According to Chris, it’s all part of the negotiation process, both parties essentially want the same thing: they both want to sell copious amounts of video games.

“Fundamentally the retailer wants to sell as many units as they can,” says Chris. “The publisher also wants to sell as many units as they can. It comes down to the buyer buying the right amount of stock. That’s his job.

It’s all about competition, it’s about retailers competing for the best deal for its customers; it’s about publishers competing for shelf space.

“Sometimes the attention itself creates the story,” admits Chris. “There’s also the issue of what people complain about online, versus what real consumers do.”

Ultimately the consumer should be benefitting from this kind of competition, but that isn’t always the case.
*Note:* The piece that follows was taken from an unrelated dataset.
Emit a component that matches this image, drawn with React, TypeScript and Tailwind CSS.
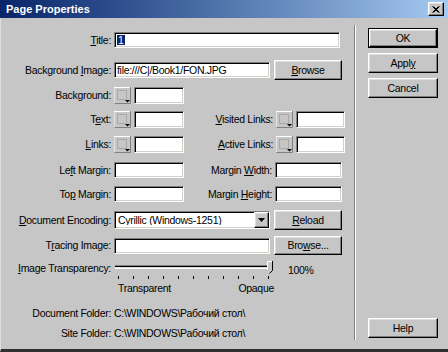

The system appears to have hit some sort of tipping point: pre-order bonuses are either so scattered and nonsensical they’re hardly worth the bother, or they’re so well put together that consumers get frustrated when they don’t have access to it.

Or is the whole situation really not a problem at all? Is it just one more meaningless issue for a core group of enthusiast players to complain about?

“Sometimes the attention itself creates the story,” admits Chris. “There’s also the issue of what people complain about online, versus what real consumers do.

“Go back to the Australia tax thing. People were complaining about Steam pricing, but the reality was that Australia was heavily over-represented in terms of Steam sales. There was a disconnect. A lot of people were really upset, but at the same time people still wanted to buy through Steam.”

In other words, until the mainstream gaming public gets sick of pre-order bonuses — or all of a sudden become impotent at retail — we’re stuck with them. Whether we like it or not.